Last year, Burton Menswear went on television to announce itself as a top-to-toe men’s chain. Evidence is mounting that the Burton Group will look for similar moves with its other chains – it is contemplating appointing new agencies for its Dorothy Perkins and Principles chains.

Another big player likely to appoint an agency this year is Facia, which has bought a number of failing fashion businesses over the past year. With Facia’s plans to run the chains on classic brand marketing lines, it is likely the company will appoint a central agency for its brands, Sock Shop, Salisbury’s, Contessa, Oakland, Red or Dead, Freeman Hardy Willis and Torq.

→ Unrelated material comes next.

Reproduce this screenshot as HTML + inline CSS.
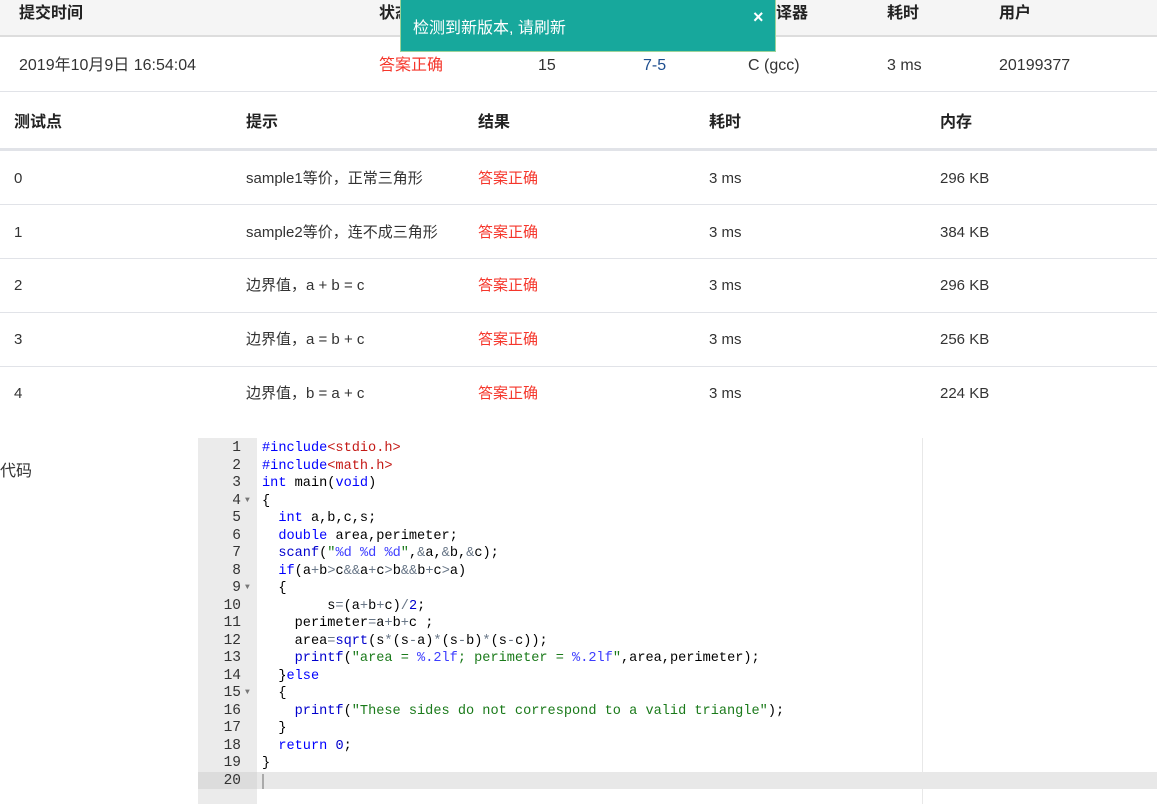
<!DOCTYPE html>
<html><head><meta charset="utf-8"><style>
*{margin:0;padding:0;box-sizing:border-box}
body{width:1176px;height:804px;background:#fff;position:relative;overflow:hidden;font-family:"Liberation Sans","Noto Sans CJK SC",sans-serif;color:#333;font-size:15px}
.a{position:absolute;white-space:nowrap;line-height:20px;padding-top:2px}
.b{font-weight:bold;font-size:16px;color:#222}
.r{color:#f5362b}
.hl{position:absolute;left:0;width:1157px;height:1px;background:#e1e3e8}
.code{position:absolute;left:198px;top:438px;width:959px;height:366px;font-family:"Liberation Mono",monospace;font-size:13.6px}
.gut{position:absolute;left:0;top:0;width:59px;height:366px;background:#ebebeb}
.ln{position:absolute;left:0;width:43px;text-align:right;color:#333;font-size:14.5px;line-height:17px;margin-top:1px}
.cl{position:absolute;left:64px;white-space:pre;color:#000;line-height:17px;margin-top:1px}
.k{color:#0000ff}.s{color:#1a7a1a}.m{color:#c41a16}.o{color:#687687}.n{color:#0000cd}.p{color:#3d3dff}
.fold{position:absolute;left:47px;font-size:8px;color:#777}
</style></head><body>
<div class="a" style="left:0;top:0;width:1157px;height:37px;background:#f5f5f5;border-bottom:2px solid #ddd"></div>
<div class="a b" style="left:19px;top:2px">提交时间</div>
<div class="a b" style="left:379px;top:2px">状态</div>
<div class="a b" style="left:776px;top:2px">译器</div>
<div class="a b" style="left:887px;top:2px">耗时</div>
<div class="a b" style="left:999px;top:2px">用户</div>
<div class="a" style="left:19px;top:54px;font-size:16px">2019年10月9日 16:54:04</div>
<div class="a r" style="left:379px;top:54px;font-size:16px">答案正确</div>
<div class="a" style="left:538px;top:54px;font-size:16px">15</div>
<div class="a" style="left:643px;top:54px;font-size:16px;color:#1d4e8f">7-5</div>
<div class="a" style="left:748px;top:54px;font-size:16px">C (gcc)</div>
<div class="a" style="left:887px;top:54px;font-size:16px">3 ms</div>
<div class="a" style="left:999px;top:54px;font-size:16px">20199377</div>
<div class="hl" style="top:91px"></div>
<div class="a b" style="left:14px;top:111px">测试点</div>
<div class="a b" style="left:246px;top:111px">提示</div>
<div class="a b" style="left:478px;top:111px">结果</div>
<div class="a b" style="left:709px;top:111px">耗时</div>
<div class="a b" style="left:940px;top:111px">内存</div>
<div class="hl" style="top:148px;height:3px"></div>
<div class="a" style="left:14px;top:167px">0</div><div class="a" style="left:246px;top:167px">sample1等价，正常三角形</div><div class="a r" style="left:478px;top:167px">答案正确</div><div class="a" style="left:709px;top:167px">3 ms</div><div class="a" style="left:940px;top:167px">296 KB</div>
<div class="hl" style="top:204px"></div>
<div class="a" style="left:14px;top:221px">1</div><div class="a" style="left:246px;top:221px">sample2等价，连不成三角形</div><div class="a r" style="left:478px;top:221px">答案正确</div><div class="a" style="left:709px;top:221px">3 ms</div><div class="a" style="left:940px;top:221px">384 KB</div>
<div class="hl" style="top:258px"></div>
<div class="a" style="left:14px;top:274px">2</div><div class="a" style="left:246px;top:274px">边界值，a + b = c</div><div class="a r" style="left:478px;top:274px">答案正确</div><div class="a" style="left:709px;top:274px">3 ms</div><div class="a" style="left:940px;top:274px">296 KB</div>
<div class="hl" style="top:312px"></div>
<div class="a" style="left:14px;top:328px">3</div><div class="a" style="left:246px;top:328px">边界值，a = b + c</div><div class="a r" style="left:478px;top:328px">答案正确</div><div class="a" style="left:709px;top:328px">3 ms</div><div class="a" style="left:940px;top:328px">256 KB</div>
<div class="hl" style="top:366px"></div>
<div class="a" style="left:14px;top:382px">4</div><div class="a" style="left:246px;top:382px">边界值，b = a + c</div><div class="a r" style="left:478px;top:382px">答案正确</div><div class="a" style="left:709px;top:382px">3 ms</div><div class="a" style="left:940px;top:382px">224 KB</div>
<div class="a" style="left:0;top:460px;font-size:16px">代码</div>

<div class="code">
<div class="gut"></div>
<div style="position:absolute;left:0;top:334px;width:959px;height:17px;background:#e8e8e8"></div>
<div style="position:absolute;left:0;top:334px;width:59px;height:17px;background:#dcdcdc"></div>
<div style="position:absolute;left:724px;top:0;width:1px;height:366px;background:#e8e8e8"></div>
<div style="position:absolute;left:64px;top:336px;width:2px;height:15px;background:#aaa"></div>
<div class="ln" style="top:1px">1</div><div class="cl" style="top:1px"><span class="k">#include</span><span class="m">&lt;stdio.h&gt;</span></div>
<div class="ln" style="top:18.5px">2</div><div class="cl" style="top:18.5px"><span class="k">#include</span><span class="m">&lt;math.h&gt;</span></div>
<div class="ln" style="top:36px">3</div><div class="cl" style="top:36px"><span class="k">int</span> main(<span class="k">void</span>)</div>
<div class="ln" style="top:53.5px">4</div><div class="fold" style="top:58px">▼</div><div class="cl" style="top:53.5px">{</div>
<div class="ln" style="top:71px">5</div><div class="cl" style="top:71px">  <span class="k">int</span> a,b,c,s;</div>
<div class="ln" style="top:88.5px">6</div><div class="cl" style="top:88.5px">  <span class="k">double</span> area,perimeter;</div>
<div class="ln" style="top:106px">7</div><div class="cl" style="top:106px">  <span class="n">scanf</span>(<span class="s">"</span><span class="p">%d</span> <span class="p">%d</span> <span class="p">%d</span><span class="s">"</span>,<span class="o">&amp;</span>a,<span class="o">&amp;</span>b,<span class="o">&amp;</span>c);</div>
<div class="ln" style="top:123.5px">8</div><div class="cl" style="top:123.5px">  <span class="k">if</span>(a<span class="o">+</span>b<span class="o">&gt;</span>c<span class="o">&amp;&amp;</span>a<span class="o">+</span>c<span class="o">&gt;</span>b<span class="o">&amp;&amp;</span>b<span class="o">+</span>c<span class="o">&gt;</span>a)</div>
<div class="ln" style="top:141px">9</div><div class="fold" style="top:145px">▼</div><div class="cl" style="top:141px">  {</div>
<div class="ln" style="top:158.5px">10</div><div class="cl" style="top:158.5px">        s<span class="o">=</span>(a<span class="o">+</span>b<span class="o">+</span>c)<span class="o">/</span><span class="n">2</span>;</div>
<div class="ln" style="top:176px">11</div><div class="cl" style="top:176px">    perimeter<span class="o">=</span>a<span class="o">+</span>b<span class="o">+</span>c ;</div>
<div class="ln" style="top:193.5px">12</div><div class="cl" style="top:193.5px">    area<span class="o">=</span><span class="n">sqrt</span>(s<span class="o">*</span>(s<span class="o">-</span>a)<span class="o">*</span>(s<span class="o">-</span>b)<span class="o">*</span>(s<span class="o">-</span>c));</div>
<div class="ln" style="top:211px">13</div><div class="cl" style="top:211px">    <span class="n">printf</span>(<span class="s">"area = </span><span class="p">%.2lf</span><span class="s">; perimeter = </span><span class="p">%.2lf</span><span class="s">"</span>,area,perimeter);</div>
<div class="ln" style="top:228.5px">14</div><div class="cl" style="top:228.5px">  }<span class="k">else</span></div>
<div class="ln" style="top:246px">15</div><div class="fold" style="top:250px">▼</div><div class="cl" style="top:246px">  {</div>
<div class="ln" style="top:263.5px">16</div><div class="cl" style="top:263.5px">    <span class="n">printf</span>(<span class="s">"These sides do not correspond to a valid triangle"</span>);</div>
<div class="ln" style="top:281px">17</div><div class="cl" style="top:281px">  }</div>
<div class="ln" style="top:298.5px">18</div><div class="cl" style="top:298.5px">  <span class="k">return</span> <span class="n">0</span>;</div>
<div class="ln" style="top:316px">19</div><div class="cl" style="top:316px">}</div>
<div class="ln" style="top:334px">20</div>
</div>

<div class="a" style="left:400px;top:0;width:376px;height:52px;background:#17a89c;border:1px solid #9ed39a;border-top:none"></div>
<div class="a" style="left:413px;top:17px;color:#fff;font-size:16px">检测到新版本, 请刷新</div>
<div class="a" style="left:753px;top:5px;color:#fff;font-size:18px;font-weight:bold">×</div>
</body></html>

Sears has just appointed a head of brand development to its board, which could lead to a concerted marketing push from some of its chains. The group has traditionally shied away from advertising, but its chains Richards and Wallis have both completed revamps and could be strong candidates for advertising.

Miss Selfridge is Sears’ weakest chain, and will probably undergo several more attempts at revamping before it considers advertising.

A growth in advertising expenditure by clothes retailers is expected over the next year as the sector becomes increasingly competitive. More chains will be chasing after a small rise in consumer spending.

With Asda boosting its George clothing range, and other supermarket chains increasing the space they give to clothes, branding of clothes chains will assume an importance it has lacked for many years.